**To be done:** Copy out the data exactly, leaving the pictures behind.

**Raw data:**
☆ ☆ ☆ ☆ ☆
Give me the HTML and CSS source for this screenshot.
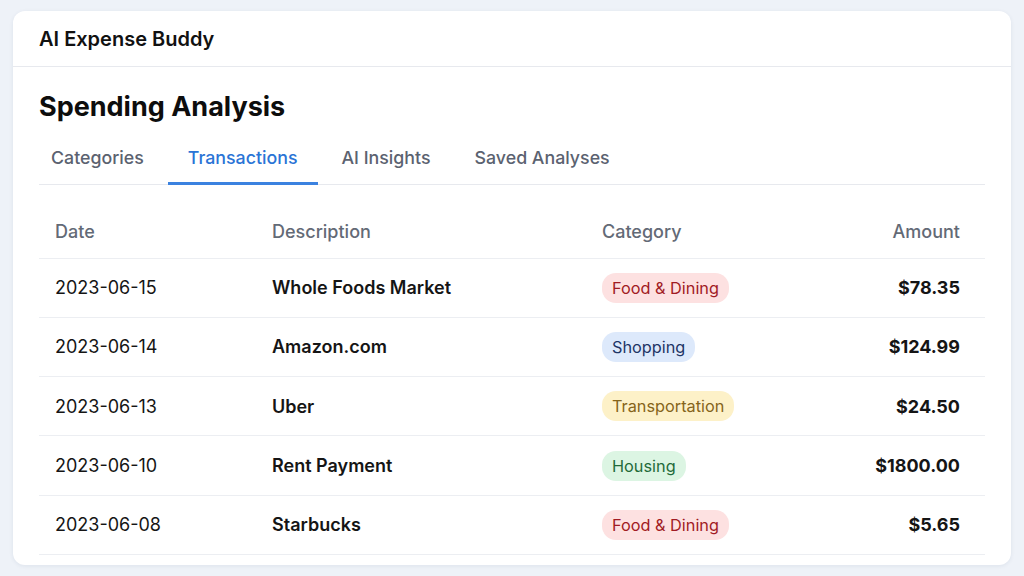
FILE: index.html
```html
<!DOCTYPE html>
<html lang="en">
<head>
    <meta charset="UTF-8">
    <meta name="viewport" content="width=device-width, initial-scale=1.0">
    <title>AI Expense Buddy</title>
    <link rel="stylesheet" href="styles.css">
</head>
<body>
    <div class="card">
        <header class="app-header">
            <h1>AI Expense Buddy</h1>
        </header>

        <main class="content">
            <h2 class="page-title">Spending Analysis</h2>

            <nav class="tabs">
                <span class="tab">Categories</span>
                <span class="tab active">Transactions</span>
                <span class="tab">AI Insights</span>
                <span class="tab">Saved Analyses</span>
            </nav>

            <table class="transactions">
                <thead>
                    <tr>
                        <th class="col-date">Date</th>
                        <th class="col-desc">Description</th>
                        <th class="col-cat">Category</th>
                        <th class="col-amount">Amount</th>
                    </tr>
                </thead>
                <tbody>
                    <tr>
                        <td>2023-06-15</td>
                        <td class="desc">Whole Foods Market</td>
                        <td><span class="badge food">Food &amp; Dining</span></td>
                        <td class="amount">$78.35</td>
                    </tr>
                    <tr>
                        <td>2023-06-14</td>
                        <td class="desc">Amazon.com</td>
                        <td><span class="badge shopping">Shopping</span></td>
                        <td class="amount">$124.99</td>
                    </tr>
                    <tr>
                        <td>2023-06-13</td>
                        <td class="desc">Uber</td>
                        <td><span class="badge transport">Transportation</span></td>
                        <td class="amount">$24.50</td>
                    </tr>
                    <tr>
                        <td>2023-06-10</td>
                        <td class="desc">Rent Payment</td>
                        <td><span class="badge housing">Housing</span></td>
                        <td class="amount">$1800.00</td>
                    </tr>
                    <tr>
                        <td>2023-06-08</td>
                        <td class="desc">Starbucks</td>
                        <td><span class="badge food">Food &amp; Dining</span></td>
                        <td class="amount">$5.65</td>
                    </tr>
                </tbody>
            </table>
        </main>
    </div>
</body>
</html>
```

FILE: styles.css
```css
* {
    margin: 0;
    padding: 0;
    box-sizing: border-box;
    font-family: 'Inter', 'Liberation Sans', sans-serif;
}
body {
    background-color: #eef2f8;
    color: #111;
    padding: 11px 13px;
}
.card {
    background-color: white;
    border-radius: 12px;
    box-shadow: 0 1px 4px rgba(30, 50, 90, 0.08);
    height: 554px;
    overflow: hidden;
}
.app-header {
    height: 56px;
    padding: 0 26px;
    display: flex;
    align-items: center;
    border-bottom: 1px solid #e7e9ee;
}
.app-header h1 {
    font-size: 20px;
    font-weight: 600;
    color: #111;
}
.content {
    padding: 23px 26px 0;
}
.page-title {
    font-size: 27px;
    font-weight: 700;
    color: #0d0d0d;
    margin-bottom: 16px;
}
.tabs {
    display: flex;
    gap: 4px;
    border-bottom: 1px solid #e7e9ee;
}
.tab {
    padding: 8px 20px 14px;
    font-size: 17.8px;
    font-weight: 500;
    color: #5b6270;
    border-bottom: 3px solid transparent;
    margin-bottom: -1px;
}
.tab:first-child {
    padding-left: 12px;
}
.tab.active {
    color: #2a74d6;
    border-bottom-color: #3b82e0;
}
.transactions {
    width: 100%;
    border-collapse: collapse;
    margin-top: 21px;
}
.transactions th,
.transactions td {
    font-size: 18px;
    text-align: left;
    border-bottom: 1px solid #eceef2;
    height: 59.3px;
    padding: 0 16px;
}
.transactions th {
    font-weight: 500;
    color: #636a76;
    height: 52px;
}
.transactions td {
    color: #151515;
}
.col-date {
    width: 217px;
}
.col-desc {
    width: 330px;
}
.transactions .col-amount,
.transactions .amount {
    text-align: right;
    padding-right: 25px;
}
.desc {
    font-weight: 600;
}
.amount {
    font-weight: 700;
}
.badge {
    display: inline-block;
    font-size: 16.3px;
    padding: 5px 10px;
    border-radius: 14px;
    font-weight: 400;
}
.food {
    background-color: #fde1e1;
    color: #a11b24;
}
.shopping {
    background-color: #dde9fb;
    color: #1d3566;
}
.transport {
    background-color: #fdf1c8;
    color: #85641a;
}
.housing {
    background-color: #dcf5e3;
    color: #1f6b3a;
}
```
☆ ☆ ☆ ☆ ☆
**Answer to this task:**
Give me the HTML and CSS source for this screenshot.
FILE: index.html
```html
<!DOCTYPE html>
<html lang="en">
<head>
    <meta charset="UTF-8">
    <meta name="viewport" content="width=device-width, initial-scale=1.0">
    <title>AI Expense Buddy</title>
    <link rel="stylesheet" href="styles.css">
</head>
<body>
    <div class="card">
        <header class="app-header">
            <h1>AI Expense Buddy</h1>
        </header>

        <main class="content">
            <h2 class="page-title">Spending Analysis</h2>

            <nav class="tabs">
                <span class="tab">Categories</span>
                <span class="tab active">Transactions</span>
                <span class="tab">AI Insights</span>
                <span class="tab">Saved Analyses</span>
            </nav>

            <table class="transactions">
                <thead>
                    <tr>
                        <th class="col-date">Date</th>
                        <th class="col-desc">Description</th>
                        <th class="col-cat">Category</th>
                        <th class="col-amount">Amount</th>
                    </tr>
                </thead>
                <tbody>
                    <tr>
                        <td>2023-06-15</td>
                        <td class="desc">Whole Foods Market</td>
                        <td><span class="badge food">Food &amp; Dining</span></td>
                        <td class="amount">$78.35</td>
                    </tr>
                    <tr>
                        <td>2023-06-14</td>
                        <td class="desc">Amazon.com</td>
                        <td><span class="badge shopping">Shopping</span></td>
                        <td class="amount">$124.99</td>
                    </tr>
                    <tr>
                        <td>2023-06-13</td>
                        <td class="desc">Uber</td>
                        <td><span class="badge transport">Transportation</span></td>
                        <td class="amount">$24.50</td>
                    </tr>
                    <tr>
                        <td>2023-06-10</td>
                        <td class="desc">Rent Payment</td>
                        <td><span class="badge housing">Housing</span></td>
                        <td class="amount">$1800.00</td>
                    </tr>
                    <tr>
                        <td>2023-06-08</td>
                        <td class="desc">Starbucks</td>
                        <td><span class="badge food">Food &amp; Dining</span></td>
                        <td class="amount">$5.65</td>
                    </tr>
                </tbody>
            </table>
        </main>
    </div>
</body>
</html>
```

FILE: styles.css
```css
* {
    margin: 0;
    padding: 0;
    box-sizing: border-box;
    font-family: 'Inter', 'Liberation Sans', sans-serif;
}
body {
    background-color: #eef2f8;
    color: #111;
    padding: 11px 13px;
}
.card {
    background-color: white;
    border-radius: 12px;
    box-shadow: 0 1px 4px rgba(30, 50, 90, 0.08);
    height: 554px;
    overflow: hidden;
}
.app-header {
    height: 56px;
    padding: 0 26px;
    display: flex;
    align-items: center;
    border-bottom: 1px solid #e7e9ee;
}
.app-header h1 {
    font-size: 20px;
    font-weight: 600;
    color: #111;
}
.content {
    padding: 23px 26px 0;
}
.page-title {
    font-size: 27px;
    font-weight: 700;
    color: #0d0d0d;
    margin-bottom: 16px;
}
.tabs {
    display: flex;
    gap: 4px;
    border-bottom: 1px solid #e7e9ee;
}
.tab {
    padding: 8px 20px 14px;
    font-size: 17.8px;
    font-weight: 500;
    color: #5b6270;
    border-bottom: 3px solid transparent;
    margin-bottom: -1px;
}
.tab:first-child {
    padding-left: 12px;
}
.tab.active {
    color: #2a74d6;
    border-bottom-color: #3b82e0;
}
.transactions {
    width: 100%;
    border-collapse: collapse;
    margin-top: 21px;
}
.transactions th,
.transactions td {
    font-size: 18px;
    text-align: left;
    border-bottom: 1px solid #eceef2;
    height: 59.3px;
    padding: 0 16px;
}
.transactions th {
    font-weight: 500;
    color: #636a76;
    height: 52px;
}
.transactions td {
    color: #151515;
}
.col-date {
    width: 217px;
}
.col-desc {
    width: 330px;
}
.transactions .col-amount,
.transactions .amount {
    text-align: right;
    padding-right: 25px;
}
.desc {
    font-weight: 600;
}
.amount {
    font-weight: 700;
}
.badge {
    display: inline-block;
    font-size: 16.3px;
    padding: 5px 10px;
    border-radius: 14px;
    font-weight: 400;
}
.food {
    background-color: #fde1e1;
    color: #a11b24;
}
.shopping {
    background-color: #dde9fb;
    color: #1d3566;
}
.transport {
    background-color: #fdf1c8;
    color: #85641a;
}
.housing {
    background-color: #dcf5e3;
    color: #1f6b3a;
}
```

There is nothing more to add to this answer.